I would just like to put a different perspective on that, in that local councils, when they receive advice from Heritage Victoria about what they might consider a property for local protections, are in a bit of a bind, because the reality is that local councils are not awash with money; they cannot for every single nomination necessarily mount an individual planning scheme amendment process. They are very expensive processes for local councils, and often they will collate a number of different heritage amendments for one planning scheme amendment so they can get it all done at one time. Certainly that was the case in my experience on Yarra Ranges council.

Of course the difficulty in relation to that approach is that you have a number of properties that may well be included in a heritage overlay into the future, but in the intervening period, between a suggestion for nomination for local heritage significance and council actually undertaking that planning scheme amendment and going through the proper process, which generally can take in the order of 18 months, the property has no protections at all — no interim planning controls. This is clearly a deficiency when it comes to heritage properties, and certainly a lot of heritage properties do slip through the gap. It is often around resourcing, and that should not be the case.
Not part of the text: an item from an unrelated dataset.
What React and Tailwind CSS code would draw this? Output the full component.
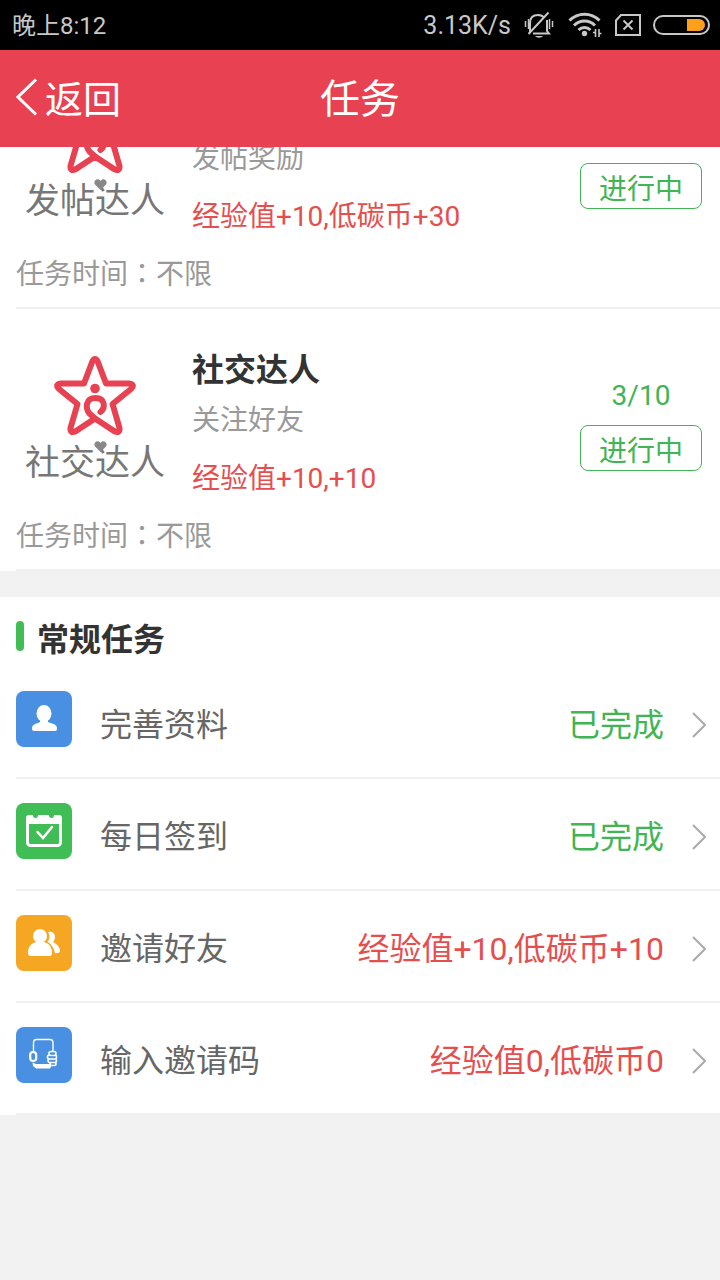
import React from "react";

function StatusBar() {
  return (
    <div className="flex h-[50px] items-center bg-black pl-3 pr-[10px] text-[25px] text-[#c8c8c8]">
      <span className="grow pt-[2px] text-[24px]">晚上8:12</span>
      <span className="mr-[13px] pt-[2px]">3.13K/s</span>
      <svg className="mr-[14px]" width="30" height="28" viewBox="0 0 30 28" fill="none" stroke="#c8c8c8" strokeWidth="2">
        <path d="M6 21V12C6 7 9 4 14 4C17 4 19 5 20.500 7M23 9V20L25 22.500H9M24.500 1.500L4.500 23" />
        <path d="M11 25C13 27.300 17 27.300 19 25Z" fill="#c8c8c8" stroke="none" />
        <path d="M1.500 10v6M4.500 8v10M25.500 8v10M28.500 10v6" strokeWidth="1.500" />
      </svg>
      <svg className="mr-[13px]" width="34" height="28" viewBox="0 0 34 28" fill="none" stroke="#c8c8c8" strokeWidth="3">
        <path d="M1.500 9.500C10 1 23 1 31.500 9.500M6 14.500C12 8.500 21 8.500 27 14.500M10.500 19C14 15.500 19 15.500 22.500 19" />
        <circle cx="16.500" cy="22.500" r="2.700" fill="#c8c8c8" stroke="none" />
        <path d="M27.500 18v8M31 18v8M25 21.500h2.500M31 22.500h2.500" strokeWidth="1.600" />
      </svg>
      <svg className="mr-3" width="26" height="22" viewBox="0 0 26 22" fill="none" stroke="#c8c8c8" strokeWidth="2">
        <path d="M6 1H25V21H1V6.500Z" />
        <path d="M8.500 6.500l9 9M17.500 6.500l-9 9" />
      </svg>
      <svg width="57" height="20" viewBox="0 0 57 20" fill="none">
        <rect x="1" y="1" width="55" height="18" rx="9" stroke="#c8c8c8" strokeWidth="2" />
        <path d="M34 4H46A6 6 0 0 1 46 16H34Z" fill="#ff9f1c" />
      </svg>
    </div>
  );
}

function Header() {
  return (
    <header className="grid h-[97px] grid-cols-3 items-center bg-[#e84152] px-4 text-white">
      <button type="button" className="flex items-center gap-[7px] text-left text-[38px] leading-none">
        <svg className="-mt-1" width="22" height="38" viewBox="0 0 22 38" fill="none" stroke="currentColor" strokeWidth="3">
          <path d="M20 1.500L2 19L20 36.500" />
        </svg>
        <span className="pt-[2px]">返回</span>
      </button>
      <h1 className="pt-[2px] text-center text-[40px] leading-none">任务</h1>
    </header>
  );
}

function Badge({ name }) {
  return (
    <div className="flex w-[138px] shrink-0 flex-col items-center">
      <svg width="86" height="82" viewBox="0 0 86 82" fill="none" stroke="#e84152" strokeWidth="6" strokeLinejoin="round" strokeLinecap="round">
        <path d="M40.500 6Q43 2 45.500 6L54 28.500L77 28.500Q83.500 29.500 79 34L60.500 49L67.500 73Q68 79 62 76L43 63.500L24 76Q18 79 18.500 73L25.500 49L7 34Q2.500 29.500 9 28.500L32 28.500Z" />
        <path d="M48.500 57C53.500 53 53.500 43 43.500 43C33.500 43 33 53 37.500 58.500L43 63.500" />
        <circle cx="43" cy="33.500" r="4.800" fill="#e84152" stroke="none" />
      </svg>
      <div className="relative whitespace-nowrap pt-1 text-[35px] leading-[46px] text-[#777]">
        {name}
        <svg className="absolute left-[69px] top-1" width="13" height="11" viewBox="0 0 13 11" fill="#888">
          <path d="M6.500 11L1 5.500C-1.500 1.500 4-2 6.500 2C9-2 14.500 1.500 12 5.500Z" />
        </svg>
      </div>
    </div>
  );
}

function Task({ badge, title, desc, reward, progress }) {
  return (
    <li className="h-[262px] pl-4">
      <div className="flex h-full flex-col justify-between border-b-2 border-[#f0f0f0]">
        <div className="flex pl-[10px] pr-[18px] pt-[38px]">
          <div className="pt-2">
            <Badge name={badge} />
          </div>
          <div className="ml-7 grow">
            <div className="h-[46px]">
              {title && <h2 className="text-[32px] font-bold leading-[46px] text-[#333]">{title}</h2>}
            </div>
            <p className="pt-[5px] text-[28px] leading-[46px] text-[#999]">{desc}</p>
            <p className="pt-3 text-[28px] leading-[46px] text-[#e64e4e]">{reward}</p>
          </div>
          <div className="flex w-[122px] flex-col items-center pt-[28px] text-[28px] text-[#41b453]">
            <div className="h-[40px] leading-[42px]">{progress && <span>{progress}</span>}</div>
            <button type="button" className="mt-[10px] h-[46px] w-full rounded-lg border border-[#41b453] pt-2 leading-9">
              进行中
            </button>
          </div>
        </div>
        <p className="pb-[11px] text-[28px] leading-[42px] text-[#999]">
          任务时间<span className="font-[Noto_Sans_CJK_TC]">：</span>不限
        </p>
      </div>
    </li>
  );
}

function PersonIcon() {
  return (
    <svg width="56" height="56" viewBox="0 0 56 56" fill="#fff">
      <ellipse cx="28" cy="22.500" rx="7.500" ry="8.500" />
      <path d="M24 28H32V31C35 32.500 41 33 41 37V38Q41 40 39 40H18Q16 40 16 38V37C16 33 22 32.500 24 31Z" />
    </svg>
  );
}

function CalendarIcon() {
  return (
    <svg width="56" height="56" viewBox="0 0 56 56" fill="none" stroke="#fff">
      <path d="M10 15Q10 12 13 12H17Q17 15 19.500 15T22 12H33Q33 15 35.500 15T38 12H43Q46 12 46 15V21H10Z" fill="#fff" stroke="none" />
      <rect x="11.500" y="18.500" width="33" height="24" rx="3" strokeWidth="3" />
      <path d="M21.500 29L27 35L36 24" strokeWidth="2.500" strokeLinecap="round" />
    </svg>
  );
}

function FriendsIcon() {
  return (
    <svg width="56" height="56" viewBox="0 0 56 56" fill="#fff">
      <circle cx="24" cy="21" r="7" />
      <path d="M12 38C12 31 16 28 20 27H28C32 28 36 31 36 38Q36 41 33.500 41H14.500Q12 41 12 38Z" />
      <path d="M32 17C36 16 39 18 39 22C39 24 38 26 37 27C41 29 44 32 44 36C44 38 41 38.500 39 38C38 33 35.500 29 31.500 27C34 24 34 20 32 17Z" />
    </svg>
  );
}

function PhoneIcon() {
  return (
    <svg width="56" height="56" viewBox="0 0 56 56" fill="none" stroke="#fff" strokeWidth="1.600">
      <path d="M17.500 24V16Q17.500 12.500 20.500 12.500H34Q37 12.500 37 16V24" strokeWidth="1.400" />
      <path d="M16.500 35.500L20 37H35V39.500L34 41.500H20L17 39Z" fill="#fff" stroke="none" />
      <rect x="14.200" y="25" width="6" height="9" rx="3" strokeWidth="2.200" />
      <g fill="#4a90e2">
        <rect x="34" y="35" width="6" height="3.500" rx="1.700" />
        <rect x="32" y="31.500" width="8.500" height="4" rx="2" />
        <rect x="31.500" y="28" width="9" height="4" rx="2" />
        <rect x="33" y="24.500" width="7" height="4" rx="2" />
      </g>
    </svg>
  );
}

function Row({ icon, tile, label, value, tone }) {
  return (
    <li className="pl-4">
      <a href="#" className="flex h-28 items-center border-b-2 border-[#f0f0f0] pr-[14px] text-[32px]">
        <span className={`-mt-[6px] h-14 w-14 shrink-0 rounded-lg ${tile}`}>{icon}</span>
        <span className="ml-7 grow pt-[6px] text-[#666]">{label}</span>
        <span className={`pt-[6px] ${tone}`}>{value}</span>
        <svg className="ml-7 mt-[6px]" width="14" height="26" viewBox="0 0 14 26" fill="none" stroke="#aaa" strokeWidth="2">
          <path d="M1 1L13 13L1 25" />
        </svg>
      </a>
    </li>
  );
}

export default function App() {
  return (
    <div className="min-h-screen bg-[#f2f2f2] font-[Roboto,Noto_Sans_CJK_SC,sans-serif]">
      <StatusBar />
      <Header />
      <main>
        <section className="overflow-hidden">
          <ul className="-mt-[100px] bg-white">
            <Task badge="发帖达人" desc="发帖奖励" reward="经验值+10,低碳币+30" />
            <Task badge="社交达人" title="社交达人" desc="关注好友" reward="经验值+10,+10" progress="3/10" />
          </ul>
        </section>
        <section className="mt-[26px] bg-white">
          <div className="flex h-[70px] items-center gap-[13px] pl-4 pt-[10px]">
            <span className="-mt-[2px] h-[30px] w-2 rounded-full bg-[#41bd55]" />
            <h2 className="pt-[6px] text-[32px] font-bold text-[#333]">常规任务</h2>
          </div>
          <ul>
            <Row icon={<PersonIcon />} tile="bg-[#4a90e2]" label="完善资料" value="已完成" tone="text-[#41b453]" />
            <Row icon={<CalendarIcon />} tile="bg-[#41bd55]" label="每日签到" value="已完成" tone="text-[#41b453]" />
            <Row icon={<FriendsIcon />} tile="bg-[#f5a623]" label="邀请好友" value="经验值+10,低碳币+10" tone="text-[#e64e4e]" />
            <Row icon={<PhoneIcon />} tile="bg-[#4a90e2]" label="输入邀请码" value="经验值0,低碳币0" tone="text-[#e64e4e]" />
          </ul>
        </section>
      </main>
    </div>
  );
}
The Greens will be moving some amendments to ameliorate some of these concerns when the bill proceeds to the committee of the whole. I thank Mr Davis for his commentary in relation to those amendments that have been circulated so far. I certainly will be exploring the intent of those amendments in the committee of the whole when we get to that, and I will also be exploring the concerns expressed by stakeholders when we get to the committee process, but with that the Greens support the bill.